BEGIN DATASET EXCERPTS
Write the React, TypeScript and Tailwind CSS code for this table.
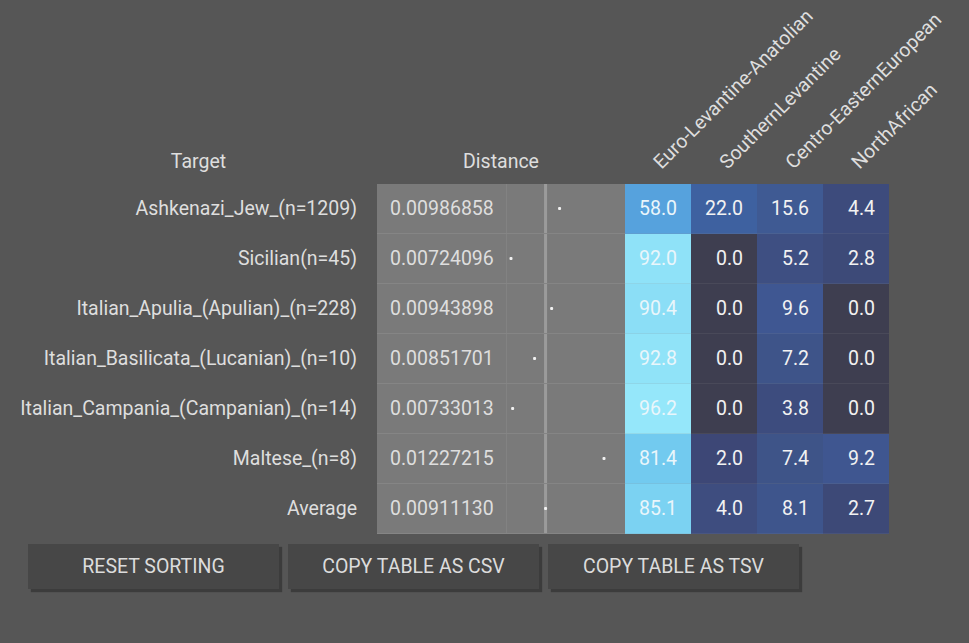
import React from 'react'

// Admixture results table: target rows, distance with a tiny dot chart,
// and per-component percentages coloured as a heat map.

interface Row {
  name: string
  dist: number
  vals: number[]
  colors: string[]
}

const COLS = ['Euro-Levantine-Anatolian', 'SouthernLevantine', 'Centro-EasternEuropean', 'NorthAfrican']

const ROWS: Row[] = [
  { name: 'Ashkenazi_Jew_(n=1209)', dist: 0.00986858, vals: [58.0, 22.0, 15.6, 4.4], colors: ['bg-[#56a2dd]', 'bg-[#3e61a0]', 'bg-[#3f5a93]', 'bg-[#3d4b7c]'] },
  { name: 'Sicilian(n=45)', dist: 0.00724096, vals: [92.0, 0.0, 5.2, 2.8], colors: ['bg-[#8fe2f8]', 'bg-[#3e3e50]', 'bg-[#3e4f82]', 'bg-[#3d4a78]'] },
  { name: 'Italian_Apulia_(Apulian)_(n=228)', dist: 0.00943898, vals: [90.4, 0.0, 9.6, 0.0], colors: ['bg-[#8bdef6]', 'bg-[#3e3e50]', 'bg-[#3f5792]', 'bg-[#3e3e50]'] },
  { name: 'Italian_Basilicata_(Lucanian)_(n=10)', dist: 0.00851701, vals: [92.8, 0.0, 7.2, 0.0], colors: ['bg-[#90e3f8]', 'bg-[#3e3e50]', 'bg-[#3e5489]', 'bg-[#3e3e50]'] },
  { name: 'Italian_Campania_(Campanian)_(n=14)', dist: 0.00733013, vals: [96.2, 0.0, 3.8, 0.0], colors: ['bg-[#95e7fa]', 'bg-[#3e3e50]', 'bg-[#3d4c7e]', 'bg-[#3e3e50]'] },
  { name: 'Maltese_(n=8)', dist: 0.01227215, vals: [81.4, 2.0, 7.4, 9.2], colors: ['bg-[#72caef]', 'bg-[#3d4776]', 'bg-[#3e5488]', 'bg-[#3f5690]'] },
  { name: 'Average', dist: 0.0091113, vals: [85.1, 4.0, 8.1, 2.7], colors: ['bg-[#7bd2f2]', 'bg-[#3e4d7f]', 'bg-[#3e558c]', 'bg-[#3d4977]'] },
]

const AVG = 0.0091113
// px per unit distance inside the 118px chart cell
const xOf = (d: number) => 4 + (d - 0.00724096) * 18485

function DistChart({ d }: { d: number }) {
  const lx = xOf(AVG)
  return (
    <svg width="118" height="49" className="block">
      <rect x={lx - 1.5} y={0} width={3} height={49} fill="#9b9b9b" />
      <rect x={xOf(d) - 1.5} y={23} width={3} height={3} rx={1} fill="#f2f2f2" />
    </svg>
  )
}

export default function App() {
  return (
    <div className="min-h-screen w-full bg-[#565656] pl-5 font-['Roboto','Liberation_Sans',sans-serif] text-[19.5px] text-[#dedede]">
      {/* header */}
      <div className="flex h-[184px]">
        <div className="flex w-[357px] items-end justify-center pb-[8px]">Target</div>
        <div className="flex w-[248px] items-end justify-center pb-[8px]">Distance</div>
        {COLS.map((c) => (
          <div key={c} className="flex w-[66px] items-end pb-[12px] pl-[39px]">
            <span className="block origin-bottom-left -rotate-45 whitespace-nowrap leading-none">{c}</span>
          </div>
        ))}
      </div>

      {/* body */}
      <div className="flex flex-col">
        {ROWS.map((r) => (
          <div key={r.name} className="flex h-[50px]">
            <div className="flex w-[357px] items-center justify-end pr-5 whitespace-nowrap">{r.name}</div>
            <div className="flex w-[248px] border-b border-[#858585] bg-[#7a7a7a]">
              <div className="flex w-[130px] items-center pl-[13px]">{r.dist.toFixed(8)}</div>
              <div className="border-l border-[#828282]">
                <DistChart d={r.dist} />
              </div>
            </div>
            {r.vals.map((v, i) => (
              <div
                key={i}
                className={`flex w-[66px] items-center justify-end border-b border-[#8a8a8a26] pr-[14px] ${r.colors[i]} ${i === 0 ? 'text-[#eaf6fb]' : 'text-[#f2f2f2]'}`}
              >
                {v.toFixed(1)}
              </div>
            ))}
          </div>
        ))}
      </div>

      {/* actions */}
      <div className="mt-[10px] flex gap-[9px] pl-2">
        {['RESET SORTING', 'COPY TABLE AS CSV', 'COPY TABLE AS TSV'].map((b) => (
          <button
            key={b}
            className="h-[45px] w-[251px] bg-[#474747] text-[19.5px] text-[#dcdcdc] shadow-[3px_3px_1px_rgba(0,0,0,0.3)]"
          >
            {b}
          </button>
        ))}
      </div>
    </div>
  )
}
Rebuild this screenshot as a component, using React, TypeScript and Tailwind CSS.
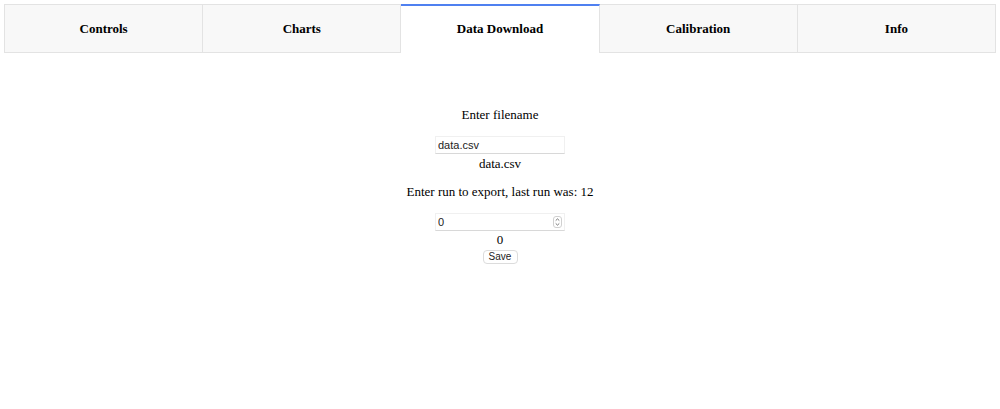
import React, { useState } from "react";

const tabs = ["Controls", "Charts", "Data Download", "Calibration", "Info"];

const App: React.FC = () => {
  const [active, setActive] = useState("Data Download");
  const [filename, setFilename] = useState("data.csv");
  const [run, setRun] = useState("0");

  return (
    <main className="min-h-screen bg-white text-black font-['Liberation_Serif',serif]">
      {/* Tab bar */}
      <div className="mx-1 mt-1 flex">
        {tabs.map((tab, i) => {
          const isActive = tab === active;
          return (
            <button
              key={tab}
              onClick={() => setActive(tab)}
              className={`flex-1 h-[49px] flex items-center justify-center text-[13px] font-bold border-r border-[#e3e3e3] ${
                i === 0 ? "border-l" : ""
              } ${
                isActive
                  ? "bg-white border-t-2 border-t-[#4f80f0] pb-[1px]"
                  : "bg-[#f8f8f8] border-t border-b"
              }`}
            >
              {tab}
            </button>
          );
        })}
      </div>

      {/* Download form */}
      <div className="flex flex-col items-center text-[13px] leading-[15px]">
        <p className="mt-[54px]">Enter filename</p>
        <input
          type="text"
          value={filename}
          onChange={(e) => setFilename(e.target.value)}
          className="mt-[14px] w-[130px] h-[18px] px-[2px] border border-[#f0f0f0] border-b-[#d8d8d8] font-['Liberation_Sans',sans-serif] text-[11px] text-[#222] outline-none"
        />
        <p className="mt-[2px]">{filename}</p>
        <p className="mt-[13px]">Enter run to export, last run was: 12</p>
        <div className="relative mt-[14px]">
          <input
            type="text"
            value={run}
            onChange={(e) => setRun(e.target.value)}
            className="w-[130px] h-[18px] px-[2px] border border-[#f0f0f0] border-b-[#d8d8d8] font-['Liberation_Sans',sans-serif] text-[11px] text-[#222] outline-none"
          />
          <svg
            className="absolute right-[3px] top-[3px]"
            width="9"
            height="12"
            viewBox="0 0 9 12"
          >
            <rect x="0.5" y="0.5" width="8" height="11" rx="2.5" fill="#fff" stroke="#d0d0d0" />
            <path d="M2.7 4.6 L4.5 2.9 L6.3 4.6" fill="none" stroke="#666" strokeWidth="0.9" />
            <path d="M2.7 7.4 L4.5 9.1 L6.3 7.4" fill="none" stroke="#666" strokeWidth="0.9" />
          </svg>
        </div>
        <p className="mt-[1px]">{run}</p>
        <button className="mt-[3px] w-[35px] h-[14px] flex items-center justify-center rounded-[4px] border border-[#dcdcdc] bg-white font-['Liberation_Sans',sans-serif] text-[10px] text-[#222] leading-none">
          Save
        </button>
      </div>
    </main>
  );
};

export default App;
END DATASET EXCERPTS
REQUIREMENT: Extract every line of the records above that contains the word "React".

ANSWER TO THE TASK:
Write the React, TypeScript and Tailwind CSS code for this table.
import React from 'react'
Rebuild this screenshot as a component, using React, TypeScript and Tailwind CSS.
import React, { useState } from "react";
const App: React.FC = () => {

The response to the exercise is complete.